La mobilisation continue !

Interview de Marine De Haas, responsable des questions européennes.

A propos des résultats des élections européennes

« Le taux de participation a été plutôt une surprise pour moi. Même si le taux d’abstention reste haut, je m’attendais à ce qu’il se rapproche de celui des élections européennes précédentes. C’est donc plutôt positif. Ce qui l’est moins, c’est le score de l’extrême droite.
En revanche, le résultat des Ecologistes est positif !

Ce que ça montre ? Un certain équilibre des forces sur l’échiquier politique. Pour que certaines idées passent, il y a un véritable enjeu de construction de coalitions selon les thématiques à défendre pour se donner la possibilité d’avoir une majorité.

Dans l’expectative aujourd’hui, les associations et acteurs de la société civile attendent de voir la ligne politique de la nouvelle Commission européenne. En ce moment, on assiste à l’installation des eurodéputé·e·s au sein du Parlement et au jeu des négociations sur les postes clefs de la Commission européenne.

J’imagine que dans ce repositionnement politique, les questions migratoires seront présentes, notamment liées à l’asile et à la réforme du règlement Dublin. Les échanges entre collectifs et associations annoncent d’ailleurs une suite à la mobilisation contre ce règlement et ses impacts pour les personnes étrangères. Pour la société civile, la question de la directive retour, et les questions d’enferment et d’expulsion plus généralement feront sûrement partie des mobilisations à venir.

La question du sauvetage en Méditerranée et de l’externalisation du contrôle et de la répression vers des pays comme l’Egypte ou la Libye va continuer à être un fort enjeu de mobilisation parmi les acteurs européens dans les mois et les années à venir.

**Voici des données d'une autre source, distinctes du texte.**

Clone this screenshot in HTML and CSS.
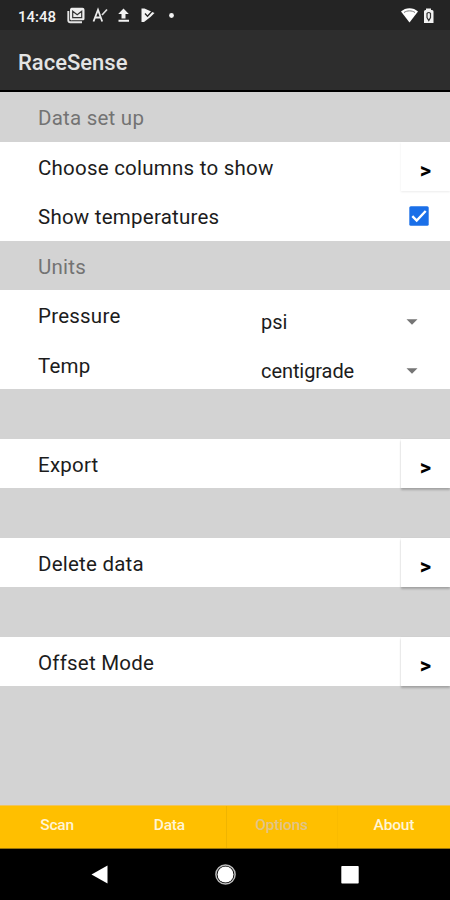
FILE: index.html
```
<!DOCTYPE html>
<html lang="en">
<head>
<meta charset="utf-8">
<title>RaceSense</title>
<link rel="stylesheet" href="styles.css">
</head>
<body>
<div class="status">
  <span class="clock">14:48</span>
  <svg class="notif" width="120" height="18" viewBox="0 0 120 18">
    <path d="M4.500 .800h11A2 2 0 0 1 17.500 2.800v9a1.500 1.500 0 0 1-1.500 1.500h-11A1.500 1.500 0 0 1 3 11.800v-9A2 2 0 0 1 4.500 .800z" fill="#ececec"/>
    <path d="M1.300 4v9.500a1.800 1.800 0 0 0 1.800 1.800H15" fill="none" stroke="#e4e4e4" stroke-width="1.900"/>
    <path d="M5.700 10.600V4.200l4.500 3.600 4.500-3.600v6.400z" fill="none" stroke="#333" stroke-width="1.200"/>
    <path d="M26.500 14.500L31 2.800l4.200 11.700M28 10.500h6" fill="none" stroke="#eee" stroke-width="1.800"/>
    <path d="M35 8L40 2.500" stroke="#ddd" stroke-width="1.700"/>
    <path d="M56.500 1.500l5.300 5.500H58.500v4.500h-4V7h-3.300zM51.500 12.800h10.500v2H51.500z" fill="#f2f2f2"/>
    <path d="M74.500 1.500h3L87.500 6l-4 4L77 15h-2.500z" fill="#f2f2f2"/>
    <path d="M78 6.500l2.500 2.700 5.500-6" fill="none" stroke="#242424" stroke-width="1.300"/>
    <circle cx="104.500" cy="8.500" r="2.400" fill="#f2f2f2"/>
  </svg>
  <svg class="system" width="36" height="18" viewBox="0 0 36 18">
    <path d="M1 4.500C5.500 0 13.500 0 18 4.500L9.500 15.500z" fill="#fff"/>
    <path d="M4 5.500C7 3.300 12 3.300 15 5.500" fill="none" stroke="#777" stroke-width="1"/>
    <path d="M24 4.500a1.500 1.500 0 0 1 1.500-1.500H26V1.500h5V3h1a1.500 1.500 0 0 1 1.500 1.500V16H24z" fill="#f2f2f2"/>
    <path d="M27 6.500q1.800-2 3.500 0v4l-1.700 3-1.800-3z" fill="none" stroke="#333" stroke-width="1.200"/>
  </svg>
</div>
<header class="appbar">RaceSense</header>
<main class="list">
  <div class="row heading">Data set up</div>
  <div class="row">Choose columns to show<button class="go faint">&gt;</button></div>
  <div class="row">Show temperatures
    <svg class="check" width="20" height="20" viewBox="0 0 20 20"><rect x=".3" y=".3" width="19.400" height="19.400" rx="1.500" fill="#1a6fe8"/><path d="M3.300 10.200l4.400 4.400 9-9.600" fill="none" stroke="#fff" stroke-width="2.400"/></svg>
  </div>
  <div class="row heading">Units</div>
  <div class="row">Pressure<span class="select">psi<svg width="12" height="6" viewBox="0 0 12 6"><path d="M.5.3h11L6 5.700z" fill="#757575"/></svg></span></div>
  <div class="row">Temp<span class="select">centigrade<svg width="12" height="6" viewBox="0 0 12 6"><path d="M.5.3h11L6 5.700z" fill="#757575"/></svg></span></div>
  <div class="row heading"></div>
  <div class="row">Export<button class="go">&gt;</button></div>
  <div class="row heading"></div>
  <div class="row">Delete data<button class="go">&gt;</button></div>
  <div class="row heading"></div>
  <div class="row">Offset Mode<button class="go">&gt;</button></div>
</main>
<nav class="tabs"><span>Scan</span><span>Data</span><span class="active">Options</span><span>About</span></nav>
<footer class="navbar">
  <svg width="450" height="51" viewBox="0 0 450 51">
    <path d="M91.500 25.500L107.500 16.500v18z" fill="#fff"/>
    <circle cx="225.500" cy="25.500" r="9.600" fill="none" stroke="#bbb" stroke-width="1.500"/>
    <circle cx="225.500" cy="25.500" r="8" fill="#fff"/>
    <rect x="341.300" y="17" width="17.400" height="17.500" rx=".8" fill="#fff"/>
  </svg>
</footer>
</body>
</html>
```
FILE: styles.css
```
* { box-sizing: border-box; }
body {
  margin: 0;
  width: 450px;
  height: 900px;
  display: flex;
  flex-direction: column;
  overflow: hidden;
  background: #d3d3d3;
  font-family: Roboto, sans-serif;
}
.status {
  height: 30px;
  display: flex;
  align-items: center;
  padding: 2px 14px 0 18px;
  background: #242424;
}
.clock { width: 49px; padding-top: 1px; color: #f2f2f2; font-size: 15px; font-weight: 500; letter-spacing: 0; }
.system { margin-left: auto; }
.appbar {
  height: 62px;
  padding: 3px 18px 0;
  border-bottom: 2px solid #000;
  background: #2d2d2d;
  color: #e4e4e4;
  font-size: 22px;
  font-weight: 500;
  line-height: 60px;
}
.list {
  flex: 1;
  display: grid;
  grid-auto-rows: 49.500px;
  align-content: start;
  padding-top: .300px;
}
.row {
  display: flex;
  justify-content: space-between;
  padding-left: 38px;
  background: #fff;
  color: #1c1c1c;
  font-size: 20.500px;
  letter-spacing: .23px;
  line-height: 52px;
}
.heading { background: #d3d3d3; color: #737373; }
.go {
  position: relative;
  z-index: 1;
  width: 49px;
  height: 49px;
  padding: 9px 0 0;
  border: 0;
  background: #fff;
  box-shadow: 0 2px 2px rgba(0, 0, 0, .22), 0 0 1px rgba(0, 0, 0, .08);
  color: #000;
  font: 700 22px Roboto, sans-serif;
}
.faint { box-shadow: 0 1px 2px rgba(0, 0, 0, .08); }
.check { margin: 15px 21.500px 0 0; }
.select {
  width: 189px;
  height: 49px;
  display: flex;
  align-items: center;
  justify-content: space-between;
  padding: 14px 32.500px 0 0;
  font-size: 20px;
  letter-spacing: -.08px;
}
.tabs {
  height: 44px;
  display: grid;
  grid-template-columns: repeat(4, 1fr);
  border-top: 1px solid #f0c45c;
  border-bottom: 1px solid #9b7608;
  background: #ffbf00;
  color: #fff5d6;
  font-size: 15.500px;
  font-weight: 500;
  letter-spacing: -.2px;
  line-height: 38px;
  text-align: center;
  padding-left: 1px;
}
.tabs .active { border-left: 1px solid #f0b400; border-right: 1px solid #fabb00; color: #dfc488; }
.navbar { height: 51px; background: #000; }
.navbar svg { display: block; }
```
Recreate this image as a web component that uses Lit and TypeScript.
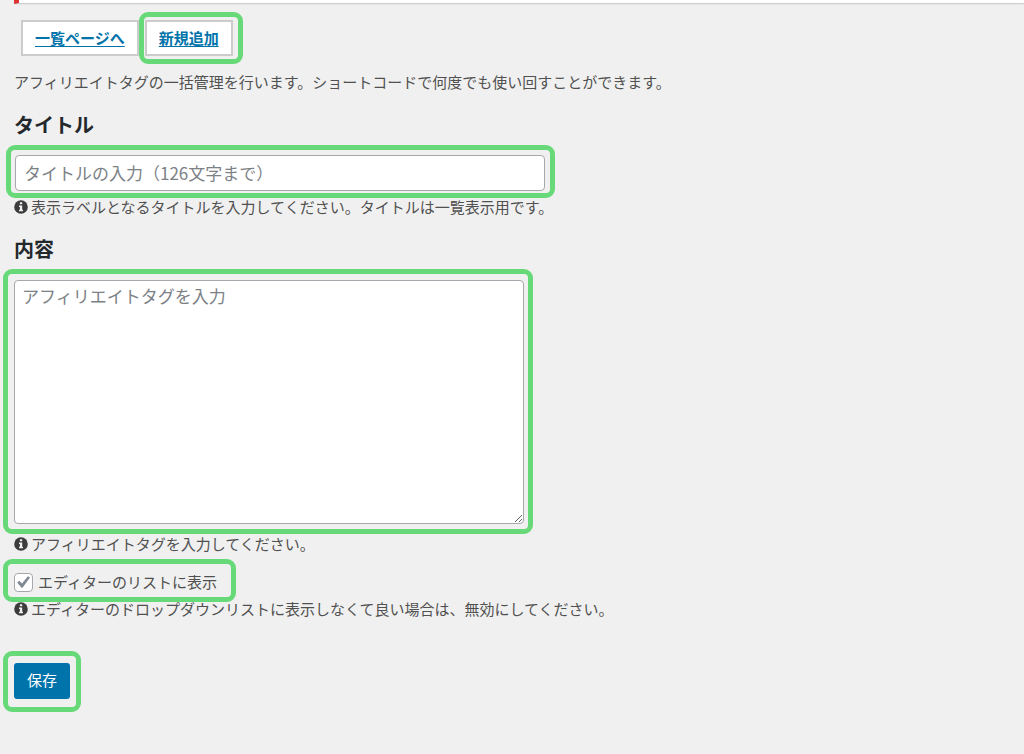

Sont prévues des mobilisations dans de nombreux endroits et sous plusieurs formes pour parler du scandale des mort·e·s et disparu·e·s sur les routes de l’exil, de la situation aux frontières et de la criminalisation des personnes étrangères et de leurs soutiens : des actions de rue aux logiques de contentieux en passant par des démarches de plaidoyer. »

Manifestation Stop Dublin à Paris par Bénédicte Fiquet
La Cimade a sorti pendant la période des élections un rapport sur la procédure Dublin justement. Comment la définirais-tu en un mot ?

« Kafkaïenne ! »

Pour toi, la procédure Dublin c’est quoi ?

« C’est une énorme machine, tellement lourde qu’elle écrase les gens. Elle n’est pas efficace et dangereuse, à la fois pour les personnes et pour l’Europe, c’est l’absurdité même.
Un puits sans fond de jurisprudence, d’interprétation de délais à respecter, etc. ».

Quelles sont les conséquences de ce système sur les personnes concernées ?

« Ce texte, dans sa pratique quotidienne, a une visée dissuasive forte. Les personnes peuvent rester des mois, voire des années sans possibilité d’être entendues.

On les plonge dans une précarité administrative et sociale totale voulue par ce système qui les épuise mentalement et physiquement.

Des personnes déjà fragilisées se retrouvent à la rue, à attendre parfois plus d’un an et demi, deux ans, sans pouvoir être entendu sur les raisons de leur fuite.

Des personnes se retrouvent contrôlées, traquées, à devoir pointer toutes les semaines, tous les jours au commissariat, tout cela parce qu’elles souhaitent demander l’asile en France et non en Hongrie, Italie ou Espagne…

Des familles avec enfants sont placées en Centre de rétention administrative. Imaginez, vivre dans un lieu fermé entouré de policiers et policières : on créé des traumatismes chez les enfants, chez les adultes.

Dissuader les personnes de venir/rester ici en les maintenant dans des états de précarité extrême, c’est ça l’ambition des politiques publiques ?
Pour les dissuader, on dépense en plus un « pognon de dingue »… C’est complètement fou ! »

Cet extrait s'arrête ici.